16. What is the apply() family used for?
To apply functions over margins (rows/columns) of data: apply(), lapply(), sapply(),
tapply(), etc.

17. How to join two data frames by column id?

Using dplyr: left_join(df1, df2, by = "id") or base: merge(df1, df2, by =
"id").

18. Difference between rbind() and cbind()?

● rbind() adds rows

● cbind() adds columns

19. What does aggregate(score ~ class, df, mean) do?

Returns average scores for each class as a summary data frame.

20. How to sort a data frame by column descending?

Base R: df[order(df$col, decreasing = TRUE), ]
Dplyr: df %>% arrange(desc(col))

21. Name five dplyr verbs and their uses:

● filter(): filter rows

● select(): pick columns

● mutate(): add/modify columns

● summarise(): summary stats

● arrange(): reorder rows

22. How to pivot data to wide format?

Use pivot_wider(names_from = category, values_from = value).
23. How does lubridate help with dates?
Simplifies date parsing and transformations with functions like ymd(), mdy_hms(), year(),
month().

24. What is a factor and when to use it?

Factor is for categorical data—more memory-efficient and used properly in modeling.

25. Memory difference between list and data frame?

Similar underlying memory, but data frames have extra class metadata and allow column-level
operations.

Visualization
26. What are ggplot2’s main layers?

● Data

● Aesthetics

● Geometries

● Scales

● Themes

● Coordinates

27. Create a histogram of prices with binwidth = 5:

ggplot(df, aes(price)) + geom_histogram(binwidth = 5)
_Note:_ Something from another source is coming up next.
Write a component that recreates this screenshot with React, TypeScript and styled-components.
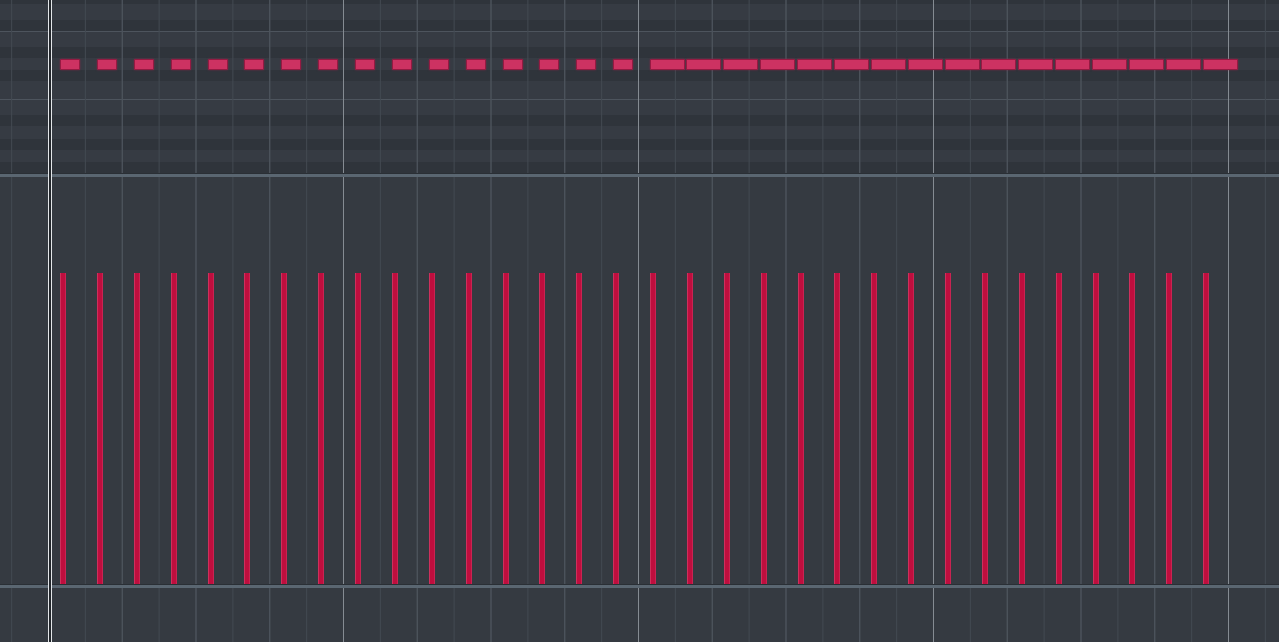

28. How to add regression line to scatterplot?

Add: + geom_smooth(method = "lm", se = FALSE)

29. When to use base plotting over ggplot?

For quick EDA, scripting, or for-loop plotting where speed matters more than aesthetics.

30. How to make a correlation heatmap?

Use heatmap(cor(df)) or melt + geom_tile() in ggplot2.
Programming & Functions
31. Define a function for geometric mean:

geom_mean <- function(x) exp(mean(log(x), na.rm = TRUE))

32. What is lexical scoping in R?

Functions remember variables from their defining environment, not where they’re called.

33. What does <<- do?

Assigns to a variable in a parent (not local) environment. Dangerous if overused.

34. Difference between S3, S4, R6?

● S3: informal OOP

● S4: formal slots, type checking

● R6: reference objects (mutable), better for apps

35. How do you debug R code in a loop?

Use browser(), debug(), or traceback() after error to inspect step-by-step.

36. What’s Rprof() used for?

Profiles code performance to find bottlenecks. Use summaryRprof() to analyze.

37. Why prefer vectorization over loops?

Faster and more readable. Avoids interpreter overhead.

38. Show a closure example:

counter <- local({ i <- 0; function() { i <<- i + 1; i } })

39. How to write and document a package?

Use usethis::create_package(), add code in R/, use roxygen2, document via
devtools::document().

40. What is non-standard evaluation in dplyr?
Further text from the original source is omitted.